SHORT EXERCISE =
Every line holding the word "index" counts once. Give the total, nothing more.

DATA TO USE =
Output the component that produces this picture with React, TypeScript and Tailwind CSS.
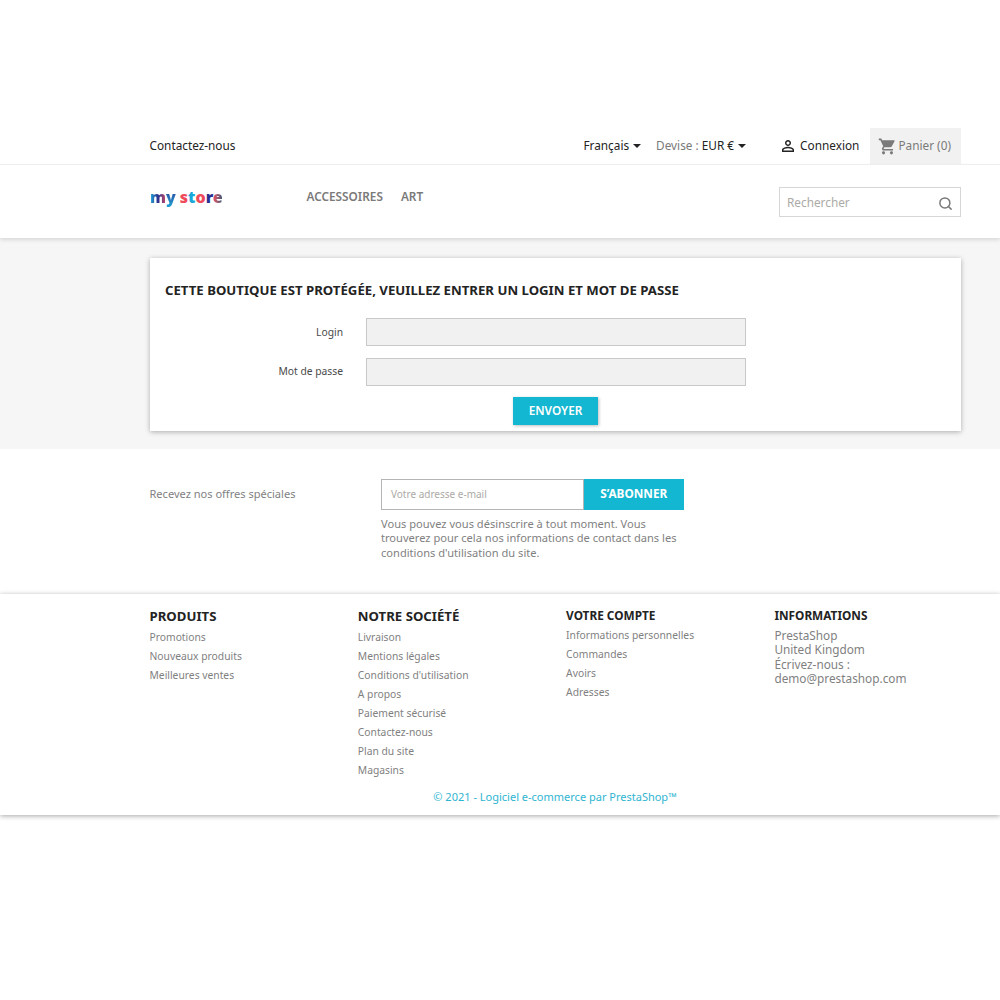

--

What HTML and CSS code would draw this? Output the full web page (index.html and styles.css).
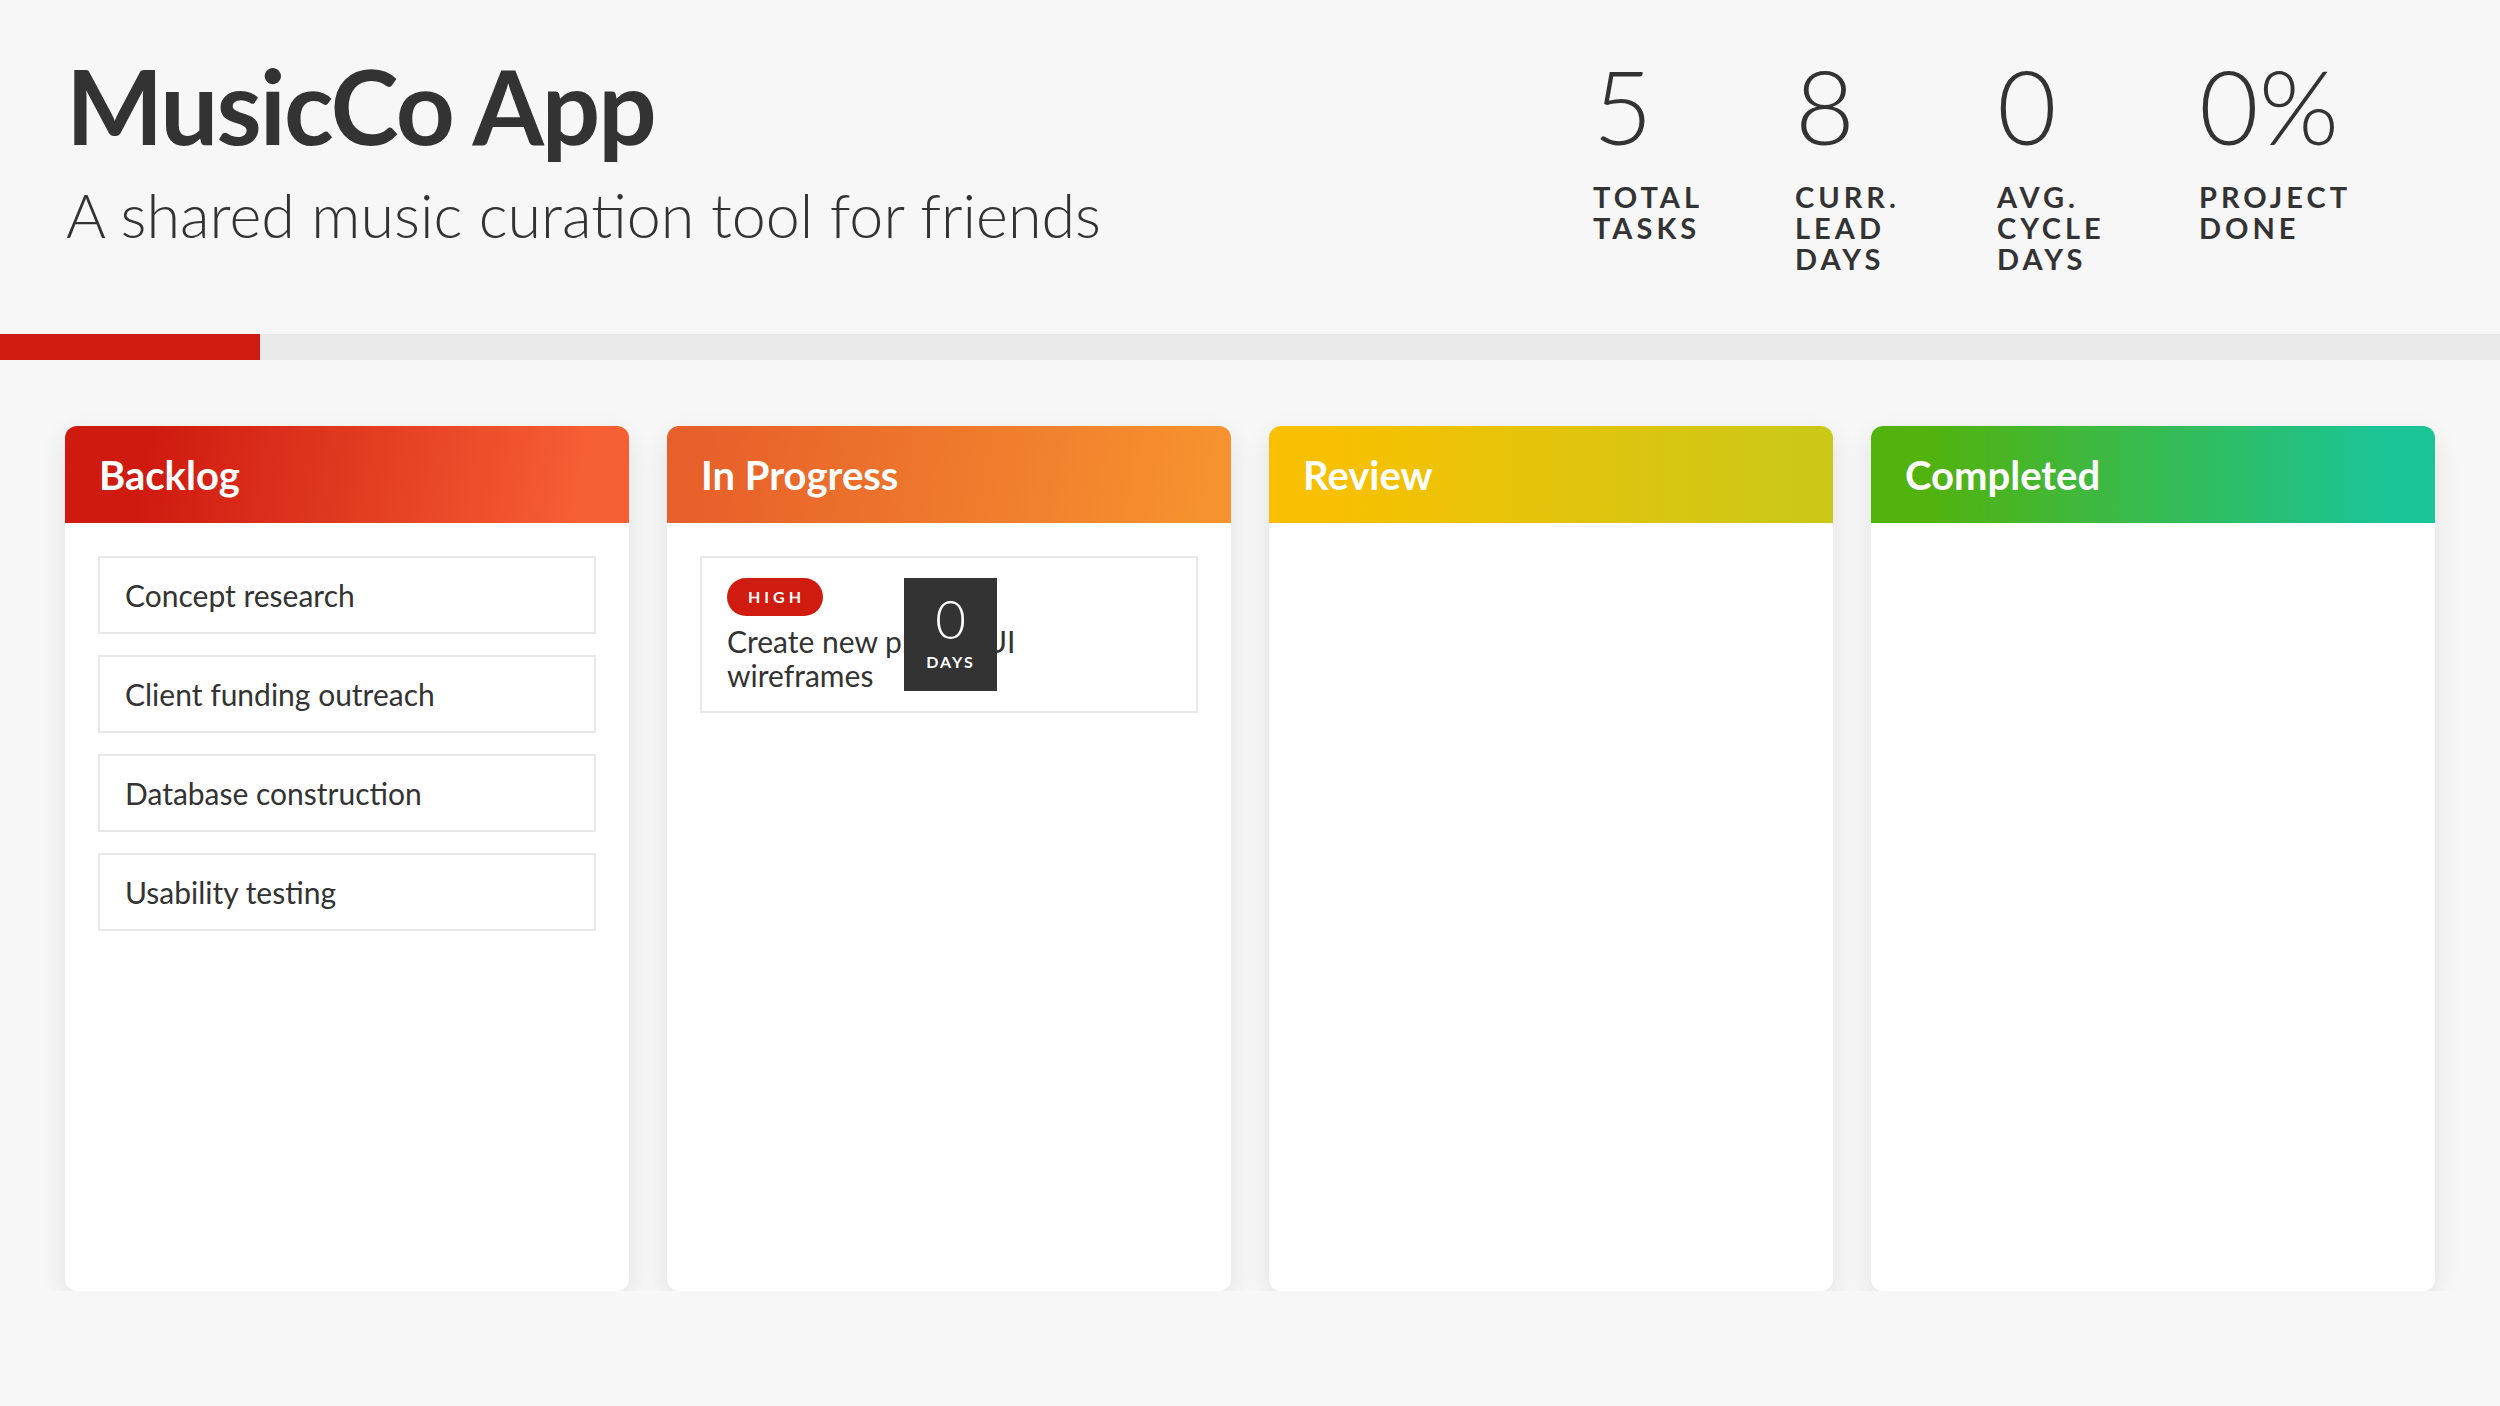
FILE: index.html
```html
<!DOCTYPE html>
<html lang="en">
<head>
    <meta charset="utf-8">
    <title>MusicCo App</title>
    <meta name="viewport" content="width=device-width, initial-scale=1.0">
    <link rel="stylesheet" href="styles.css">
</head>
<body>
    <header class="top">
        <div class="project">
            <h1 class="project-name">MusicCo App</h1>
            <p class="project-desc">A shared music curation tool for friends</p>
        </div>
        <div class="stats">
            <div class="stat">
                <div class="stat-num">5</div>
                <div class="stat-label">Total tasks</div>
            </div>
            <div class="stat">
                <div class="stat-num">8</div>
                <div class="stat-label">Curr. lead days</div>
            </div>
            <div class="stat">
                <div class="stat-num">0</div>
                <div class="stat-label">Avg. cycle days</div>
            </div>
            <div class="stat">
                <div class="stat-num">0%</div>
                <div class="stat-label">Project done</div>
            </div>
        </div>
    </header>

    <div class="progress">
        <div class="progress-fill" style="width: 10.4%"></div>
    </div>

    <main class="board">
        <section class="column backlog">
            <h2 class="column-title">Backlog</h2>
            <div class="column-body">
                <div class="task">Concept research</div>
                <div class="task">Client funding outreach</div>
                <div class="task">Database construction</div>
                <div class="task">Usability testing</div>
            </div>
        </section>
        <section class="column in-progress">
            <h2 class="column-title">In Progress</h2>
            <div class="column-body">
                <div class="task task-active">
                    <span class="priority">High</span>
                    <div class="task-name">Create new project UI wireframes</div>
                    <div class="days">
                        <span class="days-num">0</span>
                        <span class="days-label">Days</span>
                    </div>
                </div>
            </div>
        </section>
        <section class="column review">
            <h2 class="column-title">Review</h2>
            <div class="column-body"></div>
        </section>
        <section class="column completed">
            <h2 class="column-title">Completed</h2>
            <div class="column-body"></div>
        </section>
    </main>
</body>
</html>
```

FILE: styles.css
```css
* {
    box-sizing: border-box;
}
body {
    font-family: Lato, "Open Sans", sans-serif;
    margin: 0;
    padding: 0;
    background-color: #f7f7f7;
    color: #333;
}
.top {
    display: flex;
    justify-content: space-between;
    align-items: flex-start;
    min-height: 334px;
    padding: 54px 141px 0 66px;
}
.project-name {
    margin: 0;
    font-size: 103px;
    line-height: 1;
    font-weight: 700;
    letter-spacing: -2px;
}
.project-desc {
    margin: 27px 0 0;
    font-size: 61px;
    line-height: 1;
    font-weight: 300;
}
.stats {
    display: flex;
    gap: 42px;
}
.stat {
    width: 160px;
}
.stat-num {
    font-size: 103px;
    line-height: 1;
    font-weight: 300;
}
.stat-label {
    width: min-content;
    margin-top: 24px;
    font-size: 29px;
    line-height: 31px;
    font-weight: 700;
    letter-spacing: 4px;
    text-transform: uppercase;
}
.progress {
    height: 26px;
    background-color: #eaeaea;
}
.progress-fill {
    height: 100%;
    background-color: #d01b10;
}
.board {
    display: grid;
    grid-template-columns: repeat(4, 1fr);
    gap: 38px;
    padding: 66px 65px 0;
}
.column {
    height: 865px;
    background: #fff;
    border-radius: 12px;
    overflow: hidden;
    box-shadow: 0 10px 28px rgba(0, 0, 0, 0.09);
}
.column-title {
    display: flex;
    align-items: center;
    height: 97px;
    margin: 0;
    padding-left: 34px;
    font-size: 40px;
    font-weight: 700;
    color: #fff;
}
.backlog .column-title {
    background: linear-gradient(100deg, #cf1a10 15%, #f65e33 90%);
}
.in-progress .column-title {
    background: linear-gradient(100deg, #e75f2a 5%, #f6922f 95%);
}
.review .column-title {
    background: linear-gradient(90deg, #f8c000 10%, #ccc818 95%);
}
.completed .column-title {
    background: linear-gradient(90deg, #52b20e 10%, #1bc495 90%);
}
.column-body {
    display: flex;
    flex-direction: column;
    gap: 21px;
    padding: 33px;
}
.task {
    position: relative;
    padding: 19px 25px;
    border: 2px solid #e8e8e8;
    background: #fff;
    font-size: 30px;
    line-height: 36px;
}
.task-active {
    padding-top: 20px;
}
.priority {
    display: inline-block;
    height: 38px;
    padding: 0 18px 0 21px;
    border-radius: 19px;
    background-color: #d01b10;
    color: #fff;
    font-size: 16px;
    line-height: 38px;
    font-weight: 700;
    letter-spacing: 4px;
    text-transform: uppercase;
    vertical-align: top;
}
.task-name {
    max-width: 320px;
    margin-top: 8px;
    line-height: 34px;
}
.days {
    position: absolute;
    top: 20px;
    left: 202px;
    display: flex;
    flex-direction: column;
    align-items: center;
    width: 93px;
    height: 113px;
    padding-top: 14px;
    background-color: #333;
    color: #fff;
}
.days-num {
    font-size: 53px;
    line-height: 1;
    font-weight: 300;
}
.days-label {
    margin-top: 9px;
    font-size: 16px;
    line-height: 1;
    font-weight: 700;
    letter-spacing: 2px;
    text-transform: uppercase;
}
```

FULL OUTPUT =
2